** BEGIN **

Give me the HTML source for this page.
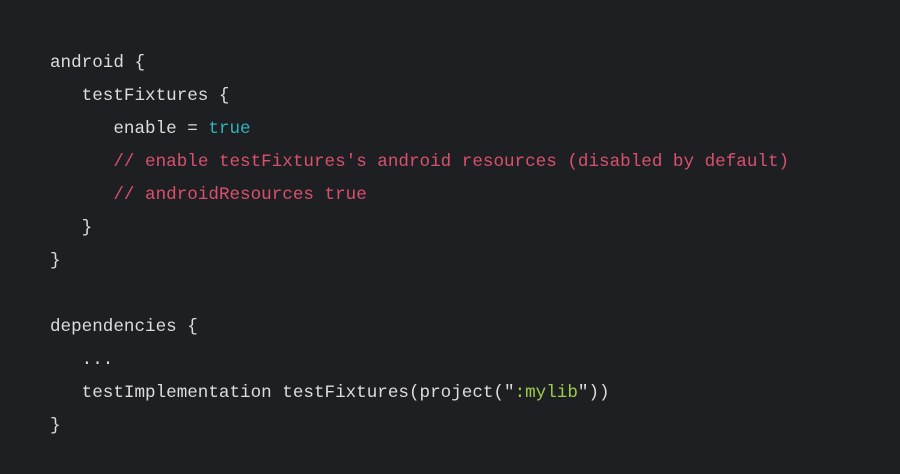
<!DOCTYPE html>
<html><head><meta charset="utf-8"><style>
html,body{margin:0;padding:0;}
body{width:900px;height:474px;background:#1e1f22;overflow:hidden;}
pre{margin:0;position:absolute;left:50px;top:47px;font-family:"Liberation Mono",monospace;font-size:17.6px;line-height:33px;color:#dcdcdc;}
.k{color:#2fb3bb}.c{color:#d9506f}.s{color:#9ccc4a}
</style></head><body>
<pre>android {
   testFixtures {
      enable = <span class="k">true</span>
      <span class="c">// enable testFixtures's android resources (disabled by default)</span>
      <span class="c">// androidResources true</span>
   }
}

dependencies {
   ...
   testImplementation testFixtures(project("<span class="s">:mylib</span>"))
}</pre>
</body></html>
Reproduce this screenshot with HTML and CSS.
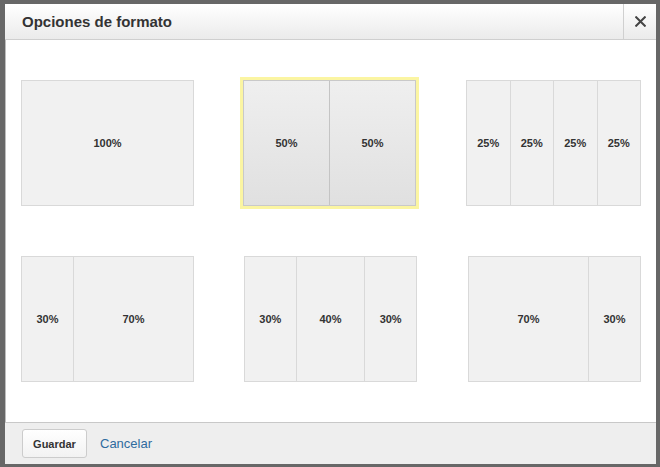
FILE: index.html
```html
<!DOCTYPE html>
<html lang="es">
<head>
<meta charset="utf-8">
<title>Opciones de formato</title>
<link rel="stylesheet" href="styles.css">
</head>
<body>
<div class="dialog">
  <div class="header">
    <h1 class="title">Opciones de formato</h1>
    <button class="close" type="button" aria-label="Cerrar">
      <svg width="11" height="11" viewBox="0 0 11 11"><path d="M1.2 1.2 L9.8 9.8 M9.8 1.2 L1.2 9.8" stroke="#444" stroke-width="2" stroke-linecap="square"/></svg>
    </button>
  </div>
  <div class="content">
    <div class="layouts">
      <div class="tile"><div class="col">100%</div></div>
      <div class="tile selected"><div class="col">50%</div><div class="col">50%</div></div>
      <div class="tile"><div class="col">25%</div><div class="col">25%</div><div class="col">25%</div><div class="col">25%</div></div>
      <div class="tile"><div class="col w30">30%</div><div class="col w70">70%</div></div>
      <div class="tile"><div class="col w30">30%</div><div class="col w40">40%</div><div class="col w30">30%</div></div>
      <div class="tile shift"><div class="col w70">70%</div><div class="col w30">30%</div></div>
    </div>
  </div>
  <div class="footer">
    <button class="btn" type="button">Guardar</button>
    <a class="cancel" href="#">Cancelar</a>
  </div>
</div>
</body>
</html>
```

FILE: styles.css
```css
html, body {
  margin: 0;
  padding: 0;
}
body {
  background: #676767;
  padding: 4px 4px 3px 5px;
  font-family: "Liberation Sans", Arial, sans-serif;
  color: #333;
}
.dialog {
  width: 651px;
  height: 460px;
  background: #fff;
  display: flex;
  flex-direction: column;
  box-shadow: inset 1px 0 0 #bdbdbd;
}
.header {
  height: 35px;
  border-bottom: 1px solid #cfcfcf;
  background: linear-gradient(#ffffff, #ebebeb);
  display: flex;
  align-items: stretch;
}
.title {
  flex: 1;
  margin: 0;
  padding-left: 17px;
  font-size: 15px;
  font-weight: bold;
  line-height: 36px;
  color: #333;
}
.close {
  width: 33px;
  border: 0;
  border-left: 1px solid #d0d0d0;
  background: transparent;
  padding: 0;
  display: flex;
  align-items: center;
  justify-content: center;
}
.close svg { display: block; }
.content {
  flex: 1;
  padding: 40px 0 0 16px;
}
.layouts {
  display: grid;
  grid-template-columns: 173px 173px 175px;
  grid-template-rows: 126px 126px;
  column-gap: 50px;
  row-gap: 50px;
}
.layouts > .tile:nth-child(3) { margin-left: -1px; margin-right: 1px; }
.tile {
  display: flex;
  border: 1px solid #d9d9d9;
  background: #f1f1f1;
  box-sizing: border-box;
}
.tile.shift { margin-left: 1px; margin-right: 1px; }
.col {
  flex: 1 1 0;
  display: flex;
  align-items: center;
  justify-content: center;
  font-size: 11px;
  font-weight: bold;
  color: #333;
}
.col + .col { border-left: 1px solid #d9d9d9; }
.col.w30 { flex: 30 1 0; }
.col.w40 { flex: 40 1 0; }
.col.w70 { flex: 70 1 0; }
.tile.selected {
  background: linear-gradient(#efefef, #e0e0e0);
  border-color: #c9c9c9;
  outline: 3px solid #fbf5a2;
  margin-left: -1px;
  margin-right: 1px;
}
.tile.selected .col + .col { border-left-color: #c4c4c4; }
.footer {
  height: 42px;
  border-top: 1px solid #c8c8c8;
  background: #eeeeee;
  display: flex;
  align-items: flex-start;
  padding-left: 17px;
  padding-top: 6px;
  box-sizing: border-box;
  gap: 13px;
}
.btn {
  height: 29px;
  width: 65px;
  border: 1px solid #cccccc;
  border-radius: 3px;
  background: linear-gradient(#ffffff, #f2f2f2);
  font-family: "Liberation Sans", Arial, sans-serif;
  font-size: 11px;
  font-weight: bold;
  color: #333;
  padding: 0;
}
.cancel {
  font-size: 13px;
  line-height: 29px;
  color: #2f6b9e;
  text-decoration: none;
}
```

** END **

Task objective: Omit the pictures, then quote the rest of the material above exactly.

Answer:
Give me the HTML source for this page.
<!DOCTYPE html>
<html><head><meta charset="utf-8"><style>
html,body{margin:0;padding:0;}
body{width:900px;height:474px;background:#1e1f22;overflow:hidden;}
pre{margin:0;position:absolute;left:50px;top:47px;font-family:"Liberation Mono",monospace;font-size:17.6px;line-height:33px;color:#dcdcdc;}
.k{color:#2fb3bb}.c{color:#d9506f}.s{color:#9ccc4a}
</style></head><body>
<pre>android {
   testFixtures {
      enable = <span class="k">true</span>
      <span class="c">// enable testFixtures's android resources (disabled by default)</span>
      <span class="c">// androidResources true</span>
   }
}

dependencies {
   ...
   testImplementation testFixtures(project("<span class="s">:mylib</span>"))
}</pre>
</body></html>
Reproduce this screenshot with HTML and CSS.
FILE: index.html
```html
<!DOCTYPE html>
<html lang="es">
<head>
<meta charset="utf-8">
<title>Opciones de formato</title>
<link rel="stylesheet" href="styles.css">
</head>
<body>
<div class="dialog">
  <div class="header">
    <h1 class="title">Opciones de formato</h1>
    <button class="close" type="button" aria-label="Cerrar">
      <svg width="11" height="11" viewBox="0 0 11 11"><path d="M1.2 1.2 L9.8 9.8 M9.8 1.2 L1.2 9.8" stroke="#444" stroke-width="2" stroke-linecap="square"/></svg>
    </button>
  </div>
  <div class="content">
    <div class="layouts">
      <div class="tile"><div class="col">100%</div></div>
      <div class="tile selected"><div class="col">50%</div><div class="col">50%</div></div>
      <div class="tile"><div class="col">25%</div><div class="col">25%</div><div class="col">25%</div><div class="col">25%</div></div>
      <div class="tile"><div class="col w30">30%</div><div class="col w70">70%</div></div>
      <div class="tile"><div class="col w30">30%</div><div class="col w40">40%</div><div class="col w30">30%</div></div>
      <div class="tile shift"><div class="col w70">70%</div><div class="col w30">30%</div></div>
    </div>
  </div>
  <div class="footer">
    <button class="btn" type="button">Guardar</button>
    <a class="cancel" href="#">Cancelar</a>
  </div>
</div>
</body>
</html>
```

FILE: styles.css
```css
html, body {
  margin: 0;
  padding: 0;
}
body {
  background: #676767;
  padding: 4px 4px 3px 5px;
  font-family: "Liberation Sans", Arial, sans-serif;
  color: #333;
}
.dialog {
  width: 651px;
  height: 460px;
  background: #fff;
  display: flex;
  flex-direction: column;
  box-shadow: inset 1px 0 0 #bdbdbd;
}
.header {
  height: 35px;
  border-bottom: 1px solid #cfcfcf;
  background: linear-gradient(#ffffff, #ebebeb);
  display: flex;
  align-items: stretch;
}
.title {
  flex: 1;
  margin: 0;
  padding-left: 17px;
  font-size: 15px;
  font-weight: bold;
  line-height: 36px;
  color: #333;
}
.close {
  width: 33px;
  border: 0;
  border-left: 1px solid #d0d0d0;
  background: transparent;
  padding: 0;
  display: flex;
  align-items: center;
  justify-content: center;
}
.close svg { display: block; }
.content {
  flex: 1;
  padding: 40px 0 0 16px;
}
.layouts {
  display: grid;
  grid-template-columns: 173px 173px 175px;
  grid-template-rows: 126px 126px;
  column-gap: 50px;
  row-gap: 50px;
}
.layouts > .tile:nth-child(3) { margin-left: -1px; margin-right: 1px; }
.tile {
  display: flex;
  border: 1px solid #d9d9d9;
  background: #f1f1f1;
  box-sizing: border-box;
}
.tile.shift { margin-left: 1px; margin-right: 1px; }
.col {
  flex: 1 1 0;
  display: flex;
  align-items: center;
  justify-content: center;
  font-size: 11px;
  font-weight: bold;
  color: #333;
}
.col + .col { border-left: 1px solid #d9d9d9; }
.col.w30 { flex: 30 1 0; }
.col.w40 { flex: 40 1 0; }
.col.w70 { flex: 70 1 0; }
.tile.selected {
  background: linear-gradient(#efefef, #e0e0e0);
  border-color: #c9c9c9;
  outline: 3px solid #fbf5a2;
  margin-left: -1px;
  margin-right: 1px;
}
.tile.selected .col + .col { border-left-color: #c4c4c4; }
.footer {
  height: 42px;
  border-top: 1px solid #c8c8c8;
  background: #eeeeee;
  display: flex;
  align-items: flex-start;
  padding-left: 17px;
  padding-top: 6px;
  box-sizing: border-box;
  gap: 13px;
}
.btn {
  height: 29px;
  width: 65px;
  border: 1px solid #cccccc;
  border-radius: 3px;
  background: linear-gradient(#ffffff, #f2f2f2);
  font-family: "Liberation Sans", Arial, sans-serif;
  font-size: 11px;
  font-weight: bold;
  color: #333;
  padding: 0;
}
.cancel {
  font-size: 13px;
  line-height: 29px;
  color: #2f6b9e;
  text-decoration: none;
}
```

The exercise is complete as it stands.